Output each line exactly as it appears, skipping any embedded picture.
--- begin ---
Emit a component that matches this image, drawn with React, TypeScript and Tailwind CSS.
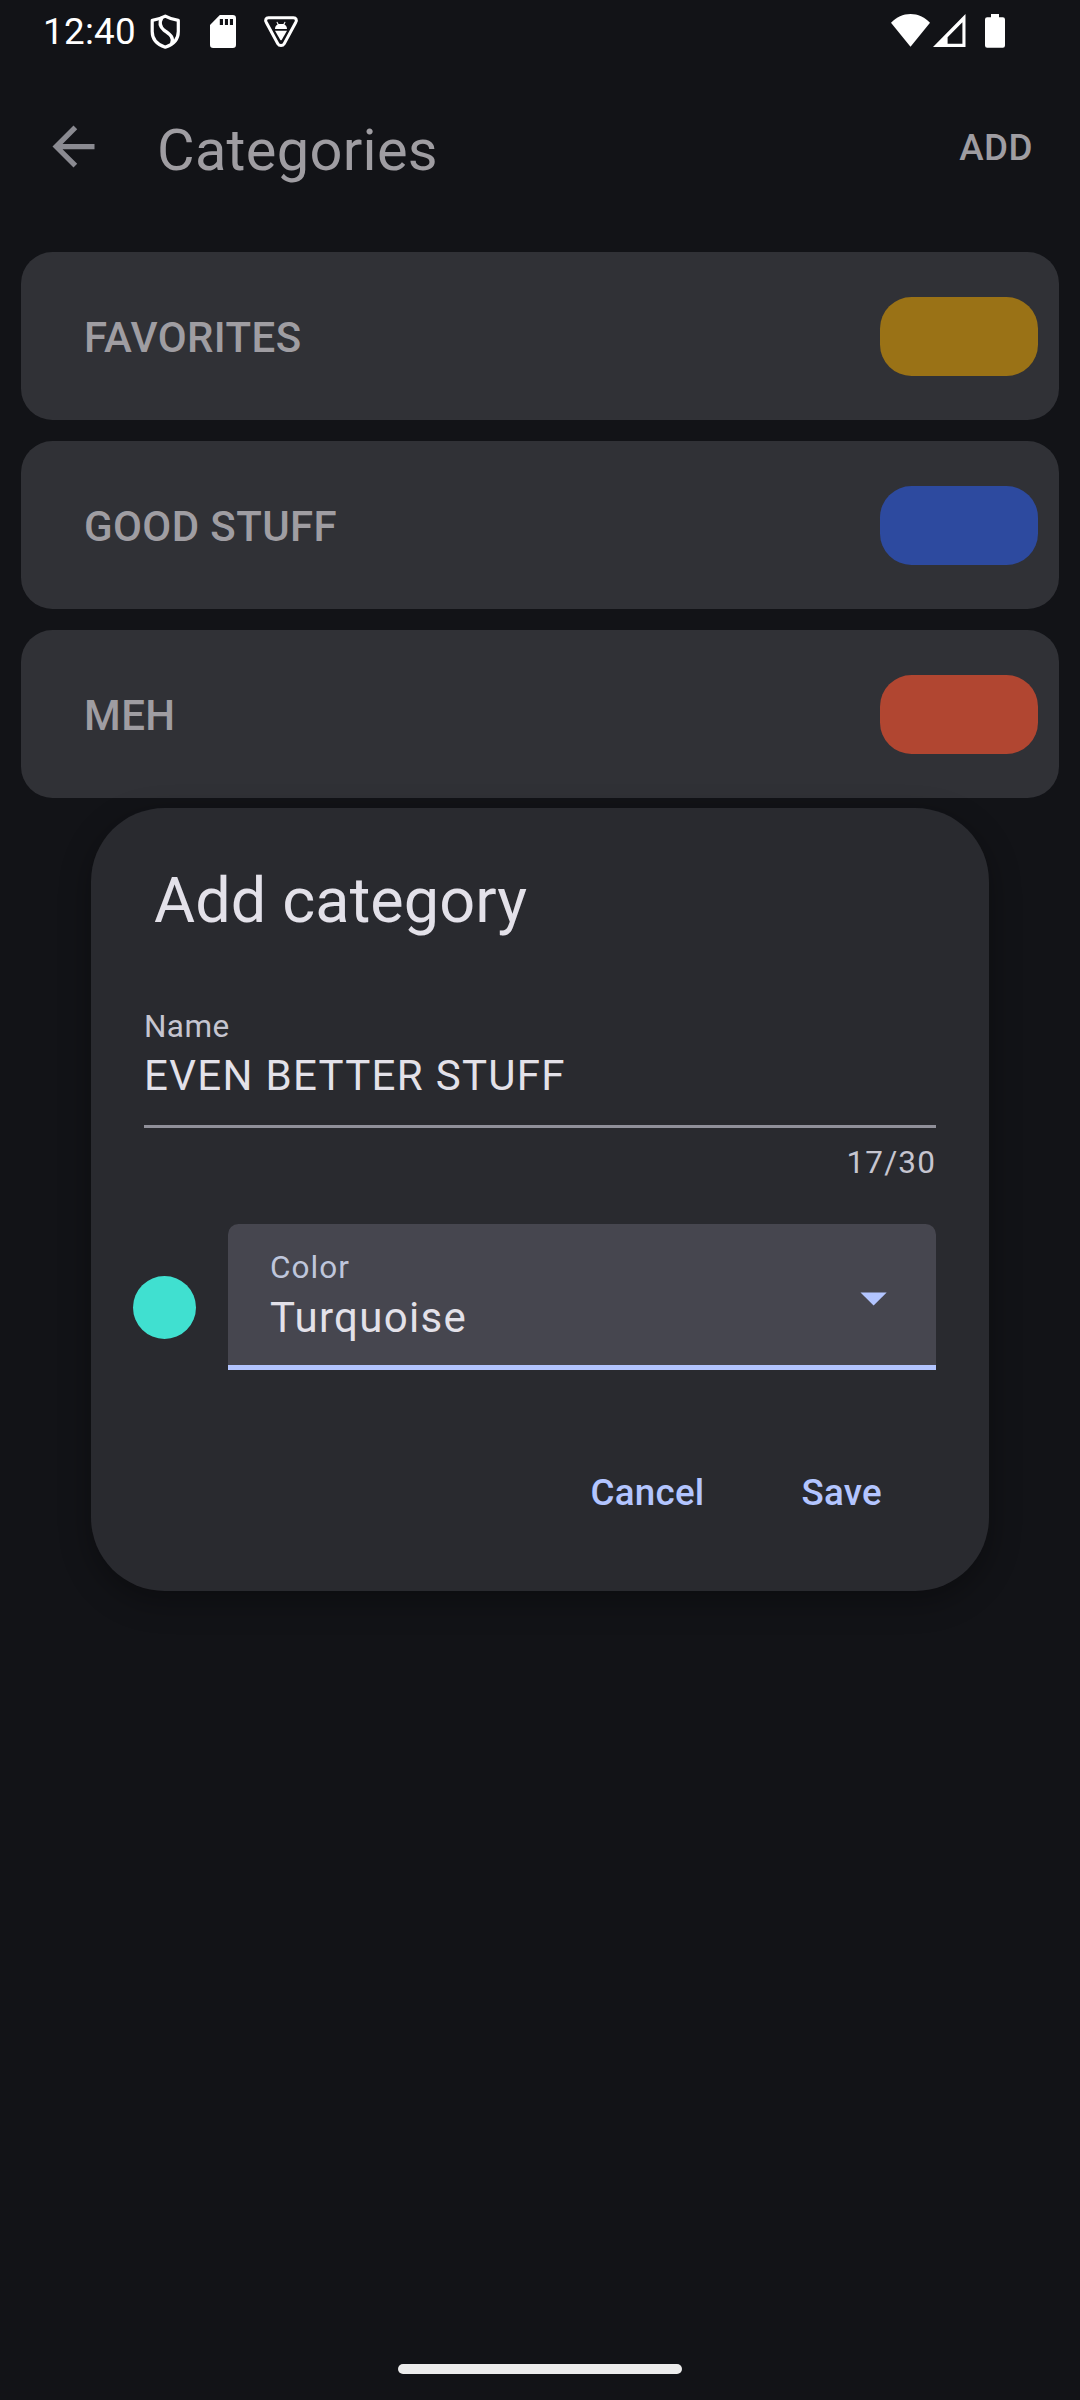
import type { ReactNode } from "react";

function ShieldIcon() {
  return (
    <svg className="h-[36px] w-[32px]" viewBox="0 0 32 36" fill="none" stroke="#fff" strokeLinejoin="round" strokeLinecap="round">
      <path d="M16.3 2.2 C12 4.6 7.5 5.9 3.2 6.4 V17.5 C3.2 25 8 30.6 16.3 33.2 C24.5 30.6 29.3 25 29.3 17.5 V6.4 C25 5.9 20.5 4.6 16.3 2.2 Z" strokeWidth="3.2" />
      <path d="M12.6 4.2 C10.2 8.5 10.5 12.5 15 16.2 C20.5 20.4 25 22.5 22.8 29" strokeWidth="3.4" />
    </svg>
  );
}

function SdCardIcon() {
  return (
    <svg className="h-[33px] w-[26px]" viewBox="0 0 26 33">
      <path
        fill="#fff"
        fillRule="evenodd"
        d="M9.8 0 H22.8 Q26 0 26 3.2 V29.8 Q26 33 22.8 33 H3.2 Q0 33 0 29.8 V9.9 Z M9.8 4 V10 H13 V4 Z M14.9 4 V10 H18 V4 Z M19.9 4 V10 H23 V4 Z"
      />
    </svg>
  );
}

function DebugTriangleIcon() {
  return (
    <svg className="h-[33px] w-[36px]" viewBox="0 0 36 33">
      <path d="M5.5 2.8 H30.5 C33.2 2.8 34 4.8 32.8 7.2 L21.2 28.8 C19.7 31.2 16.3 31.2 14.8 28.8 L3.2 7.2 C2 4.8 2.8 2.8 5.5 2.8 Z" fill="none" stroke="#fff" strokeWidth="3" />
      <path d="M12 14 C12 11.8 13 10.3 14.6 9.5 L13.4 7.1 L14.3 6.7 L15.6 9 H20.4 L21.7 6.7 L22.6 7.1 L21.4 9.5 C23 10.3 24 11.8 24 14 Z" fill="#fff" />
      <path d="M12 15.8 H24 L18.8 24.7 Q18 25.9 17.2 24.7 Z" fill="#fff" />
    </svg>
  );
}

function WifiIcon() {
  return (
    <svg className="h-[33px] w-[39px]" viewBox="0 0 39 33">
      <path fill="#fff" d="M19.5 32.8 L0 8.8 C5.5 3 12 0 19.5 0 C27 0 33.5 3 39 8.8 Z" />
    </svg>
  );
}

function SignalIcon() {
  return (
    <svg className="h-[33px] w-[33px]" viewBox="0 0 33 33">
      <path fill="#fff" fillRule="evenodd" d="M32.5 0 V33 H0 Z M29.4 8.2 L14.6 23.2 V29.7 H29.4 Z" />
    </svg>
  );
}

function BatteryIcon() {
  return (
    <svg className="h-[34px] w-5" viewBox="0 0 20 34">
      <path fill="#fff" d="M6 0 H14 V3.3 H17.8 Q20 3.3 20 5.5 V31.6 Q20 33.8 17.8 33.8 H2.2 Q0 33.8 0 31.6 V5.5 Q0 3.3 2.2 3.3 H6 Z" />
    </svg>
  );
}

function StatusBar() {
  return (
    <div className="flex h-[73px] items-start justify-between pt-[14px] pr-[75px] pl-[43px] text-white">
      <div className="flex items-start">
        <span className="w-[106px] text-[36.75px] leading-[36px] tracking-[0.3px]">12:40</span>
        <ShieldIcon />
        <span className="mt-px ml-[29px]"><SdCardIcon /></span>
        <span className="mt-px ml-[27px]"><DebugTriangleIcon /></span>
      </div>
      <div className="flex items-start">
        <WifiIcon />
        <span className="ml-[3px]"><SignalIcon /></span>
        <span className="ml-[19px]"><BatteryIcon /></span>
      </div>
    </div>
  );
}

function Header() {
  return (
    <header className="flex h-[147px] items-center pr-[47px] pl-[42px]">
      <svg className="size-[63px]" viewBox="0 0 24 24" fill="#8a8a91">
        <path d="M20 11H7.83l5.59-5.59L12 4l-8 8 8 8 1.41-1.41L7.83 13H20z" />
      </svg>
      <h1 className="mt-[7px] ml-[52px] text-[57.75px] leading-[70px] tracking-[0.3px] text-[#9f9da2]">Categories</h1>
      <button className="mt-[3px] ml-auto text-[36.75px] leading-[42px] font-medium tracking-[0.5px] text-[#9f9da2]">ADD</button>
    </header>
  );
}

function CategoryCard({ name, swatch }: { name: string; swatch: string }) {
  return (
    <li className="flex h-[168px] items-center justify-between rounded-[31.5px] bg-[#303136] pr-[21px] pl-[63px]">
      <span className="mt-[3px] text-[42px] leading-[50px] font-medium tracking-[0.4px] text-[#9f9da2]">{name}</span>
      <span className={`h-[79px] w-[158px] rounded-[31.5px] ${swatch}`} />
    </li>
  );
}

function DialogButton({ children }: { children: ReactNode }) {
  return <button className="text-[36.75px] leading-[44px] font-medium tracking-[0.26px] text-[#b3c5ff]">{children}</button>;
}

function AddCategoryDialog() {
  return (
    <div className="absolute top-[808px] left-[91px] flex h-[783px] w-[898px] flex-col rounded-[73.5px] bg-[#292a2f] pr-[53px] pl-[42px] shadow-[0_10px_32px_rgba(0,0,0,0.32)]">
      <h2 className="mt-[53px] ml-[21px] text-[63px] leading-[80px] tracking-[0.1px] text-[#e3e1e9]">Add category</h2>
      <div className="mt-[64px] ml-[11px] flex flex-col">
        <label className="text-[31.5px] leading-[44px] tracking-[0.4px] text-[#c6c5d0]">Name</label>
        <div className="h-[79px] border-b-[3px] border-[#90909a] pt-[2px] text-[42px] leading-[50px] tracking-[1.31px] text-[#e3e1e9]">EVEN BETTER STUFF</div>
        <div className="mt-[13px] self-end text-[31.5px] leading-[44px] tracking-[1.15px] text-[#c6c5d0]">17/30</div>
      </div>
      <div className="mt-[39px] flex h-[146px] items-start">
        <span className="mt-[52px] size-[63px] rounded-full bg-[#40e0d0]" />
        <div className="ml-[32px] flex h-[146px] flex-1 items-start justify-between rounded-t-[10.5px] border-b-[5px] border-[#b3c5ff] bg-[#46464f] pr-[49px] pl-[42px]">
          <div className="flex flex-col pt-[22px]">
            <span className="text-[31.5px] leading-[44px] tracking-[1.05px] text-[#bfc6dc]">Color</span>
            <span className="mt-[3px] text-[42px] leading-[50px] tracking-[1.31px] text-[#e3e1e9]">Turquoise</span>
          </div>
          <svg className="mt-[68px] h-[14px] w-[27px]" viewBox="0 0 27 14" fill="#b3c5ff">
            <path d="M0.5 0.4 H26.7 L13.6 13.5 Z" />
          </svg>
        </div>
      </div>
      <div className="mt-[101px] mr-[54px] flex justify-end gap-[97px]">
        <DialogButton>Cancel</DialogButton>
        <DialogButton>Save</DialogButton>
      </div>
    </div>
  );
}

const categories = [
  { name: "FAVORITES", swatch: "bg-[#9a7216]" },
  { name: "GOOD STUFF", swatch: "bg-[#2d4a9f]" },
  { name: "MEH", swatch: "bg-[#b14631]" },
];

export default function App() {
  return (
    <div className="relative flex h-[2400px] w-[1080px] flex-col overflow-hidden bg-[#121317] font-[Roboto,sans-serif]">
      <StatusBar />
      <Header />
      <ul className="mt-[32px] flex flex-col gap-[21px] px-[21px]">
        {categories.map((c) => (
          <CategoryCard key={c.name} name={c.name} swatch={c.swatch} />
        ))}
      </ul>
      <div className="mt-auto mb-[26px] h-[10px] w-[284px] self-center rounded-full bg-[#ececec]" />
      <AddCategoryDialog />
    </div>
  );
}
--- end ---
=== Solution ===
Emit a component that matches this image, drawn with React, TypeScript and Tailwind CSS.
import type { ReactNode } from "react";

function ShieldIcon() {
  return (
    <svg className="h-[36px] w-[32px]" viewBox="0 0 32 36" fill="none" stroke="#fff" strokeLinejoin="round" strokeLinecap="round">
      <path d="M16.3 2.2 C12 4.6 7.5 5.9 3.2 6.4 V17.5 C3.2 25 8 30.6 16.3 33.2 C24.5 30.6 29.3 25 29.3 17.5 V6.4 C25 5.9 20.5 4.6 16.3 2.2 Z" strokeWidth="3.2" />
      <path d="M12.6 4.2 C10.2 8.5 10.5 12.5 15 16.2 C20.5 20.4 25 22.5 22.8 29" strokeWidth="3.4" />
    </svg>
  );
}

function SdCardIcon() {
  return (
    <svg className="h-[33px] w-[26px]" viewBox="0 0 26 33">
      <path
        fill="#fff"
        fillRule="evenodd"
        d="M9.8 0 H22.8 Q26 0 26 3.2 V29.8 Q26 33 22.8 33 H3.2 Q0 33 0 29.8 V9.9 Z M9.8 4 V10 H13 V4 Z M14.9 4 V10 H18 V4 Z M19.9 4 V10 H23 V4 Z"
      />
    </svg>
  );
}

function DebugTriangleIcon() {
  return (
    <svg className="h-[33px] w-[36px]" viewBox="0 0 36 33">
      <path d="M5.5 2.8 H30.5 C33.2 2.8 34 4.8 32.8 7.2 L21.2 28.8 C19.7 31.2 16.3 31.2 14.8 28.8 L3.2 7.2 C2 4.8 2.8 2.8 5.5 2.8 Z" fill="none" stroke="#fff" strokeWidth="3" />
      <path d="M12 14 C12 11.8 13 10.3 14.6 9.5 L13.4 7.1 L14.3 6.7 L15.6 9 H20.4 L21.7 6.7 L22.6 7.1 L21.4 9.5 C23 10.3 24 11.8 24 14 Z" fill="#fff" />
      <path d="M12 15.8 H24 L18.8 24.7 Q18 25.9 17.2 24.7 Z" fill="#fff" />
    </svg>
  );
}

function WifiIcon() {
  return (
    <svg className="h-[33px] w-[39px]" viewBox="0 0 39 33">
      <path fill="#fff" d="M19.5 32.8 L0 8.8 C5.5 3 12 0 19.5 0 C27 0 33.5 3 39 8.8 Z" />
    </svg>
  );
}

function SignalIcon() {
  return (
    <svg className="h-[33px] w-[33px]" viewBox="0 0 33 33">
      <path fill="#fff" fillRule="evenodd" d="M32.5 0 V33 H0 Z M29.4 8.2 L14.6 23.2 V29.7 H29.4 Z" />
    </svg>
  );
}

function BatteryIcon() {
  return (
    <svg className="h-[34px] w-5" viewBox="0 0 20 34">
      <path fill="#fff" d="M6 0 H14 V3.3 H17.8 Q20 3.3 20 5.5 V31.6 Q20 33.8 17.8 33.8 H2.2 Q0 33.8 0 31.6 V5.5 Q0 3.3 2.2 3.3 H6 Z" />
    </svg>
  );
}

function StatusBar() {
  return (
    <div className="flex h-[73px] items-start justify-between pt-[14px] pr-[75px] pl-[43px] text-white">
      <div className="flex items-start">
        <span className="w-[106px] text-[36.75px] leading-[36px] tracking-[0.3px]">12:40</span>
        <ShieldIcon />
        <span className="mt-px ml-[29px]"><SdCardIcon /></span>
        <span className="mt-px ml-[27px]"><DebugTriangleIcon /></span>
      </div>
      <div className="flex items-start">
        <WifiIcon />
        <span className="ml-[3px]"><SignalIcon /></span>
        <span className="ml-[19px]"><BatteryIcon /></span>
      </div>
    </div>
  );
}

function Header() {
  return (
    <header className="flex h-[147px] items-center pr-[47px] pl-[42px]">
      <svg className="size-[63px]" viewBox="0 0 24 24" fill="#8a8a91">
        <path d="M20 11H7.83l5.59-5.59L12 4l-8 8 8 8 1.41-1.41L7.83 13H20z" />
      </svg>
      <h1 className="mt-[7px] ml-[52px] text-[57.75px] leading-[70px] tracking-[0.3px] text-[#9f9da2]">Categories</h1>
      <button className="mt-[3px] ml-auto text-[36.75px] leading-[42px] font-medium tracking-[0.5px] text-[#9f9da2]">ADD</button>
    </header>
  );
}

function CategoryCard({ name, swatch }: { name: string; swatch: string }) {
  return (
    <li className="flex h-[168px] items-center justify-between rounded-[31.5px] bg-[#303136] pr-[21px] pl-[63px]">
      <span className="mt-[3px] text-[42px] leading-[50px] font-medium tracking-[0.4px] text-[#9f9da2]">{name}</span>
      <span className={`h-[79px] w-[158px] rounded-[31.5px] ${swatch}`} />
    </li>
  );
}

function DialogButton({ children }: { children: ReactNode }) {
  return <button className="text-[36.75px] leading-[44px] font-medium tracking-[0.26px] text-[#b3c5ff]">{children}</button>;
}

function AddCategoryDialog() {
  return (
    <div className="absolute top-[808px] left-[91px] flex h-[783px] w-[898px] flex-col rounded-[73.5px] bg-[#292a2f] pr-[53px] pl-[42px] shadow-[0_10px_32px_rgba(0,0,0,0.32)]">
      <h2 className="mt-[53px] ml-[21px] text-[63px] leading-[80px] tracking-[0.1px] text-[#e3e1e9]">Add category</h2>
      <div className="mt-[64px] ml-[11px] flex flex-col">
        <label className="text-[31.5px] leading-[44px] tracking-[0.4px] text-[#c6c5d0]">Name</label>
        <div className="h-[79px] border-b-[3px] border-[#90909a] pt-[2px] text-[42px] leading-[50px] tracking-[1.31px] text-[#e3e1e9]">EVEN BETTER STUFF</div>
        <div className="mt-[13px] self-end text-[31.5px] leading-[44px] tracking-[1.15px] text-[#c6c5d0]">17/30</div>
      </div>
      <div className="mt-[39px] flex h-[146px] items-start">
        <span className="mt-[52px] size-[63px] rounded-full bg-[#40e0d0]" />
        <div className="ml-[32px] flex h-[146px] flex-1 items-start justify-between rounded-t-[10.5px] border-b-[5px] border-[#b3c5ff] bg-[#46464f] pr-[49px] pl-[42px]">
          <div className="flex flex-col pt-[22px]">
            <span className="text-[31.5px] leading-[44px] tracking-[1.05px] text-[#bfc6dc]">Color</span>
            <span className="mt-[3px] text-[42px] leading-[50px] tracking-[1.31px] text-[#e3e1e9]">Turquoise</span>
          </div>
          <svg className="mt-[68px] h-[14px] w-[27px]" viewBox="0 0 27 14" fill="#b3c5ff">
            <path d="M0.5 0.4 H26.7 L13.6 13.5 Z" />
          </svg>
        </div>
      </div>
      <div className="mt-[101px] mr-[54px] flex justify-end gap-[97px]">
        <DialogButton>Cancel</DialogButton>
        <DialogButton>Save</DialogButton>
      </div>
    </div>
  );
}

const categories = [
  { name: "FAVORITES", swatch: "bg-[#9a7216]" },
  { name: "GOOD STUFF", swatch: "bg-[#2d4a9f]" },
  { name: "MEH", swatch: "bg-[#b14631]" },
];

export default function App() {
  return (
    <div className="relative flex h-[2400px] w-[1080px] flex-col overflow-hidden bg-[#121317] font-[Roboto,sans-serif]">
      <StatusBar />
      <Header />
      <ul className="mt-[32px] flex flex-col gap-[21px] px-[21px]">
        {categories.map((c) => (
          <CategoryCard key={c.name} name={c.name} swatch={c.swatch} />
        ))}
      </ul>
      <div className="mt-auto mb-[26px] h-[10px] w-[284px] self-center rounded-full bg-[#ececec]" />
      <AddCategoryDialog />
    </div>
  );
}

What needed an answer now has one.